Robbins: Voter approval should be required for Austin debt

A July 20 American-Statesman editorial took issue with the Austin City Council for planning to issue bonds for buyouts of the homes of Onion Creek flood victims, since these bonds will be sold without voter approval. Upon reading the editorial, I wondered why the Statesman set its threshold for protest at such a low level. The Austin City Charter specifically states that all revenue bonds, including those that finance Austin’s electric and water utilities, be approved by the voters. Yet this Charter provision has been ignored for 16 years.

Article 7, Section 11 of the Austin City Charter clearly reads: “All revenue bonds issued by the city shall first be authorized by a majority of the qualified electors voting at an election held for such purpose.”

The tradition of utility bond approval by Austin voters goes back as far as 1890. However, this practice of voter approval began to be attacked for various reasons beginning in the 1980s.

In 1984, the City Council approved bonds without voter approval to finance the skyrocketing cost of the South Texas Nuclear Project. The council did this because the city was legally required to pay for cost overruns, and believed voters were so outraged by these overruns that they would not vote to keep up payments. The decision was taken to court, which ruled that the city had the right, but not the obligation, to sell bonds without voter approval. The public was so outraged by the episode that the City Council continued to seek voter approval for all other revenue bonds.

In the mid-1980s, several city purchases of buildings were financed with certificates of obligations, which are similar, though not identical, to revenue bonds. While technically complying with the charter, these transactions also raised hackles in the electorate.

Beginning in 2000, the city began purchasing large long-term supplies of renewable energy. These contracts were, in essence, virtual debt. However, they were not revenue bonds, so again, they were not precluded by the charter. Most of these transactions made good business sense and were good for the environment, but the expensive purchase of electricity from a biomass plant in East Texas is still controversial, and the complete terms of this contract have never been made public.

The last revenue bond election in Austin was held in 1998. There was no official reason given for their cessation after this. There were several contributing factors though.

1. A lot of bond money already had been authorized.

2. There was an economic recession in 2001, so growth-related expenditures were limited for a time.

3. The electric utility was over-collecting revenue to buy down debt so it did not need to borrow a lot of money.

4. Some public officials found it convenient to “forget” what was in the charter.
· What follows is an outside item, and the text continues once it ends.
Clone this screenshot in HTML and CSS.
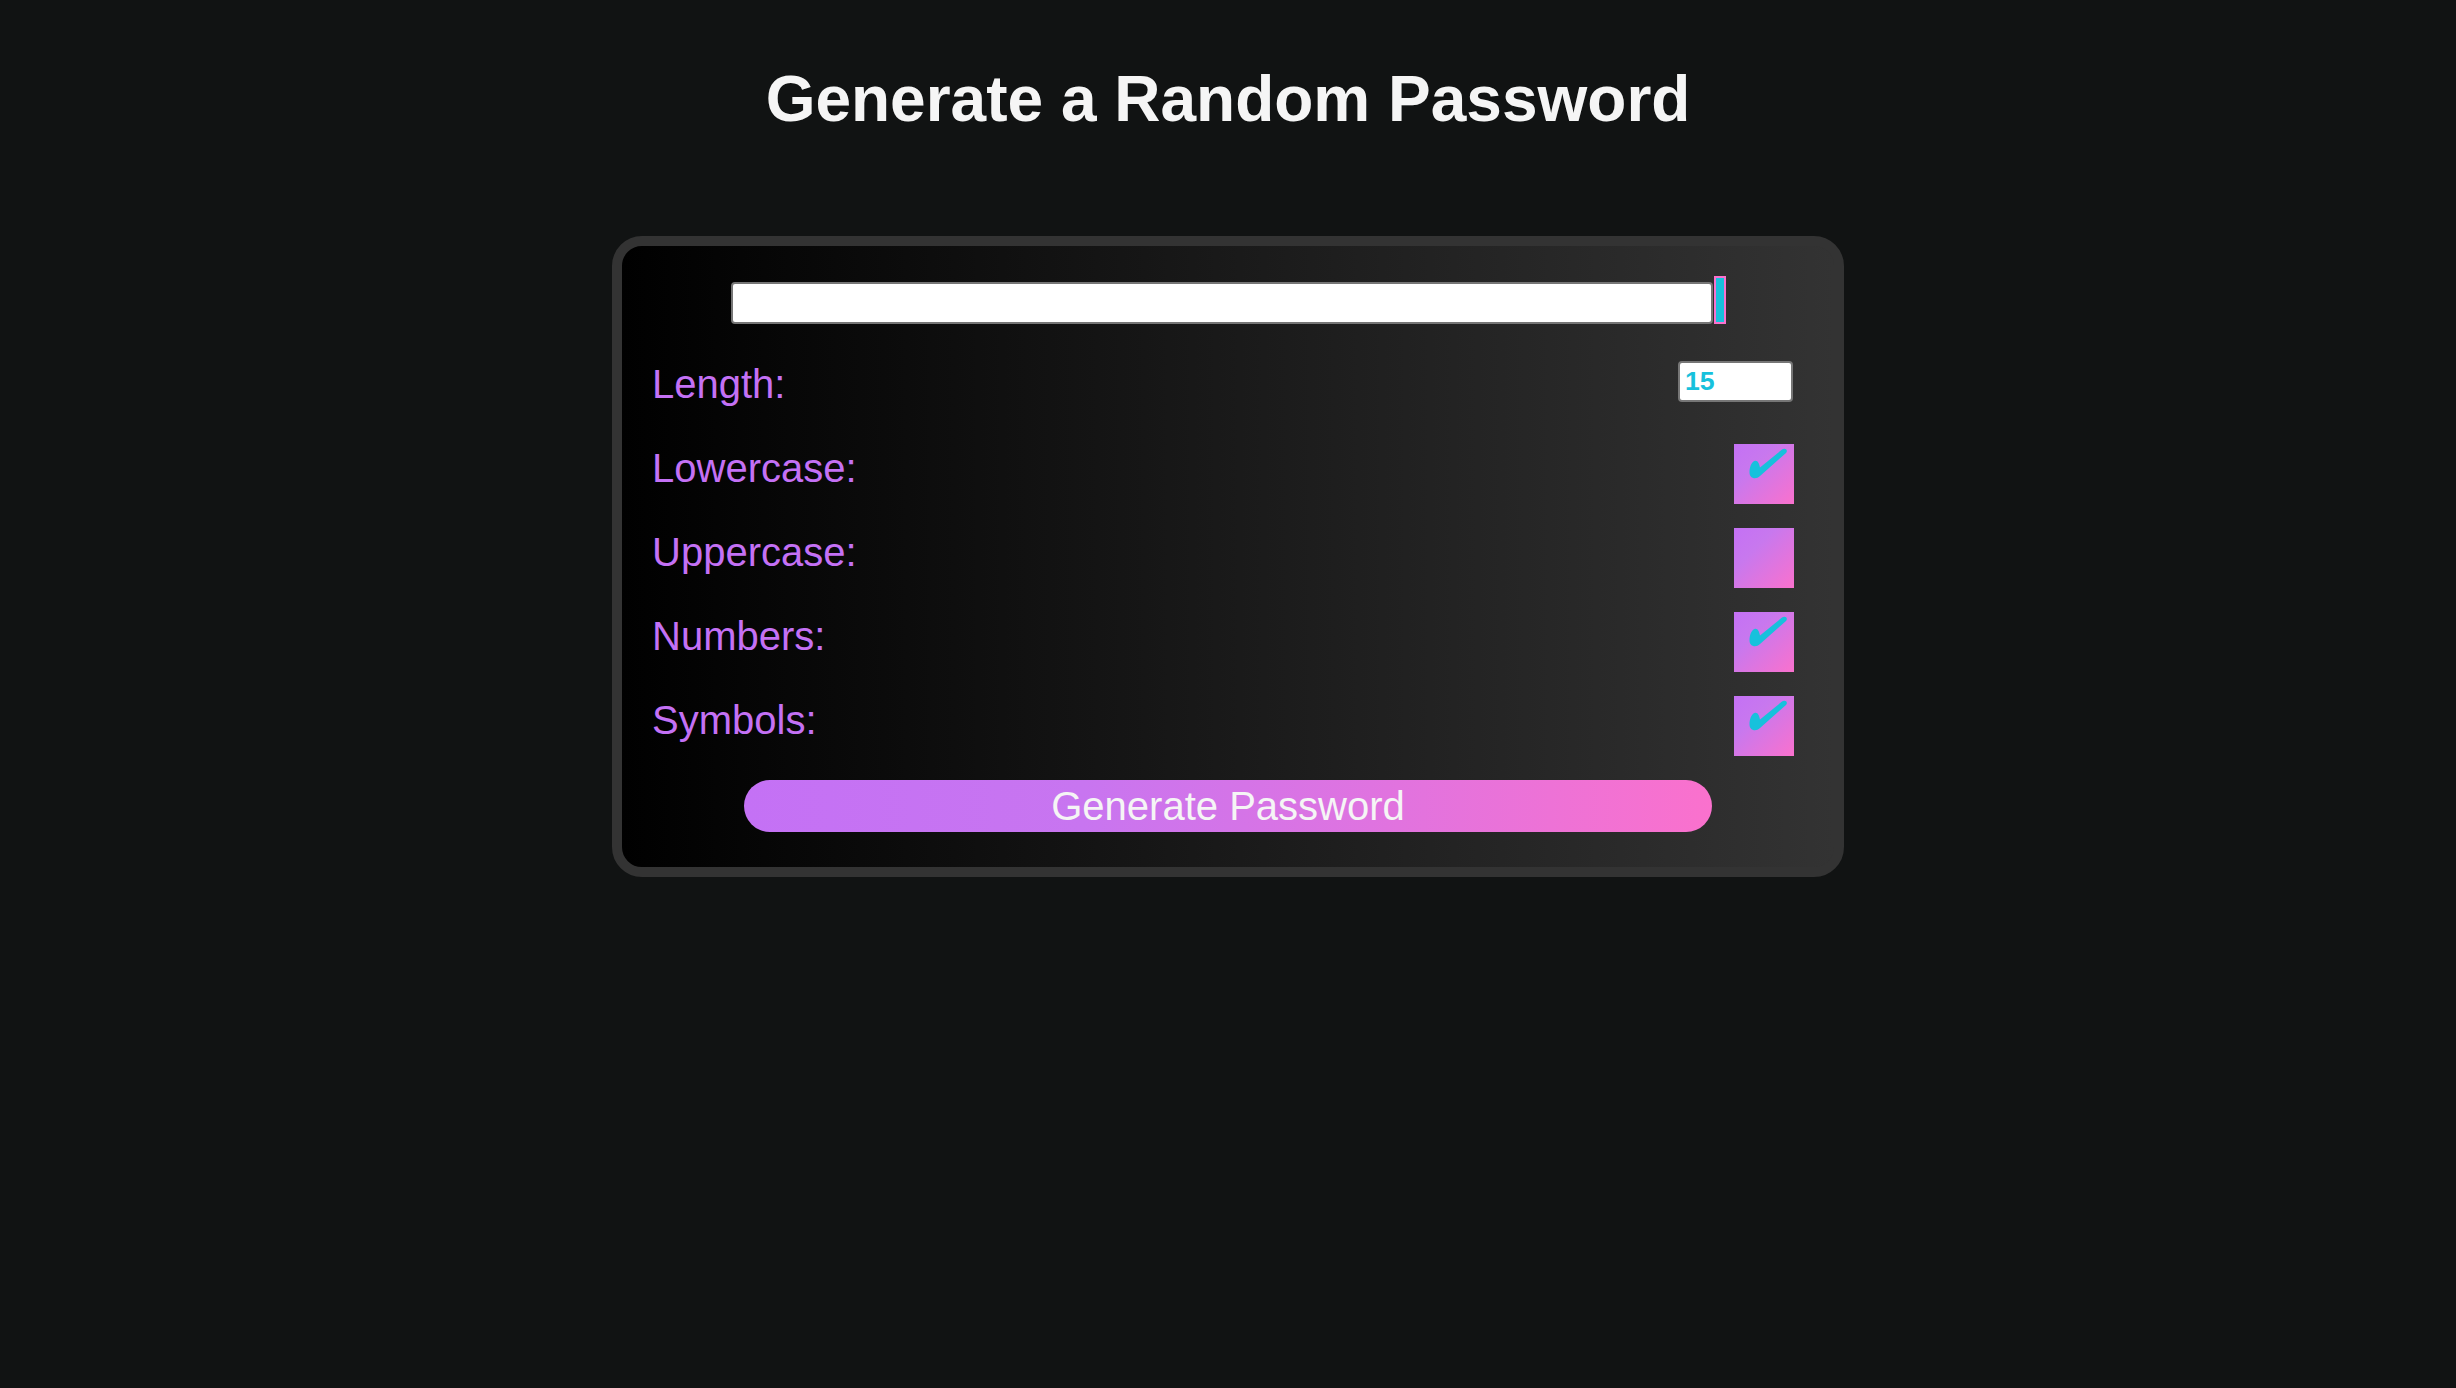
FILE: index.html
```html
<!DOCTYPE html>
<html lang="en">
<head>
<meta charset="utf-8">
<title>Password Generator</title>
<link rel="stylesheet" href="styles.css">
</head>
<body>
<h1 class="title">Generate a Random Password</h1>
<div class="card">
  <div class="result-row">
    <input class="result" type="text" readonly>
    <button class="copy-btn" aria-label="Copy password"></button>
  </div>
  <div class="settings">
    <div class="setting">
      <label class="setting-label">Length:</label>
      <input class="length" type="text" value="15">
    </div>
    <div class="setting">
      <label class="setting-label">Lowercase:</label>
      <span class="check"><svg class="tick" viewBox="0 0 60 60"><path d="M20.5 17 C23.5 16 25 19 26 23.5 L48 5.5 C51 3.5 54.5 6 52 9 L26 32 C22 36 15.5 34.5 15.5 28.5 C15.5 23 17.5 18 20.5 17 Z"/></svg></span>
    </div>
    <div class="setting">
      <label class="setting-label">Uppercase:</label>
      <span class="check"></span>
    </div>
    <div class="setting">
      <label class="setting-label">Numbers:</label>
      <span class="check"><svg class="tick" viewBox="0 0 60 60"><path d="M20.5 17 C23.5 16 25 19 26 23.5 L48 5.5 C51 3.5 54.5 6 52 9 L26 32 C22 36 15.5 34.5 15.5 28.5 C15.5 23 17.5 18 20.5 17 Z"/></svg></span>
    </div>
    <div class="setting">
      <label class="setting-label">Symbols:</label>
      <span class="check"><svg class="tick" viewBox="0 0 60 60"><path d="M20.5 17 C23.5 16 25 19 26 23.5 L48 5.5 C51 3.5 54.5 6 52 9 L26 32 C22 36 15.5 34.5 15.5 28.5 C15.5 23 17.5 18 20.5 17 Z"/></svg></span>
    </div>
  </div>
  <div class="generate-row">
    <button class="generate">Generate Password</button>
  </div>
</div>
</body>
</html>
```
FILE: styles.css
```css
* {
  box-sizing: border-box;
}

body {
  margin: 0;
  background: #111313;
  font-family: "Liberation Sans", Arial, Helvetica, sans-serif;
}

.title {
  margin: 62px 0 0;
  font-size: 64px;
  line-height: 74px;
  font-weight: 700;
  color: #f5f5f5;
  text-align: center;
}

.card {
  width: 1232px;
  margin: 100px auto 0;
  border: 10px solid #333333;
  border-radius: 30px;
  background: linear-gradient(to right, #000000, #333333);
  padding: 30px 0 35px;
}

.result-row {
  display: flex;
  justify-content: center;
  align-items: flex-end;
  gap: 1px;
}

.result {
  width: 982px;
  height: 42px;
  border: 2px solid #767676;
  border-radius: 4px;
  background: #ffffff;
  margin: 0;
  padding: 2px 4px;
}

.copy-btn {
  width: 12px;
  height: 48px;
  border: 2px solid #fa71cd;
  background: #17c1dc;
  padding: 0;
  margin: 0;
}

.settings {
  margin-top: 36px;
  padding: 0 40px 0 30px;
  display: flex;
  flex-direction: column;
  gap: 24px;
}

.setting {
  height: 60px;
  display: flex;
  justify-content: space-between;
  align-items: flex-start;
}

.setting-label {
  font-size: 40px;
  line-height: 48px;
  color: #c471f5;
}

.length {
  width: 115px;
  height: 41px;
  margin: 1px 1px 0 0;
  border: 2px solid #767676;
  border-radius: 4px;
  background: #ffffff;
  padding: 2px 5px;
  font-family: "Liberation Sans", Arial, sans-serif;
  font-size: 26.67px;
  font-weight: 700;
  color: #17c1dc;
}

.check {
  display: block;
  width: 60px;
  height: 60px;
  background: linear-gradient(135deg, #c471f5 0%, #c878ee 35%, #fa71cd 100%);
}

.tick {
  display: block;
  width: 60px;
  height: 60px;
  fill: #17c1dc;
}

.generate-row {
  margin-top: 24px;
  display: flex;
  justify-content: center;
}

.generate {
  width: 968px;
  height: 52px;
  border: none;
  border-radius: 26px;
  background: linear-gradient(to right, #c471f5 0%, #c875f0 35%, #fa71cd 100%);
  color: #f5f5f5;
  font-family: "Liberation Sans", Arial, sans-serif;
  font-size: 40px;
  line-height: 44px;
  padding: 0;
  display: flex;
  align-items: center;
  justify-content: center;
}
```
I began protesting their forgetfulness in 2006. The City Council-appointed Charter Revision Committee recommended in 2011 that this section be updated to mandate voter approval of projects costing more than $50 million. However, the City Council never placed the issue of voter approval on the 2012 Charter election ballot for voters to approve.

So here we are today, with a new water treatment plant exceeding a half-billion dollars in cost that will not be needed for a generation, a $2.3 billion biomass contract that continues to raise electric rates, and an acute affordability problem for the majority of Austinites. While voter approval of debt is not a panacea, it is part of a checks-and-balances system that needs to be resuscitated.

The new 10-1 City Council to be elected this fall could be a turning point to enlist more citizen participation in city government. I urge voters in the upcoming November election to ask candidates if we will be allowed to participate in our Charter-prescribed right to economic self-determination. Or will we continue to be ignored by a government that thinks it always knows best?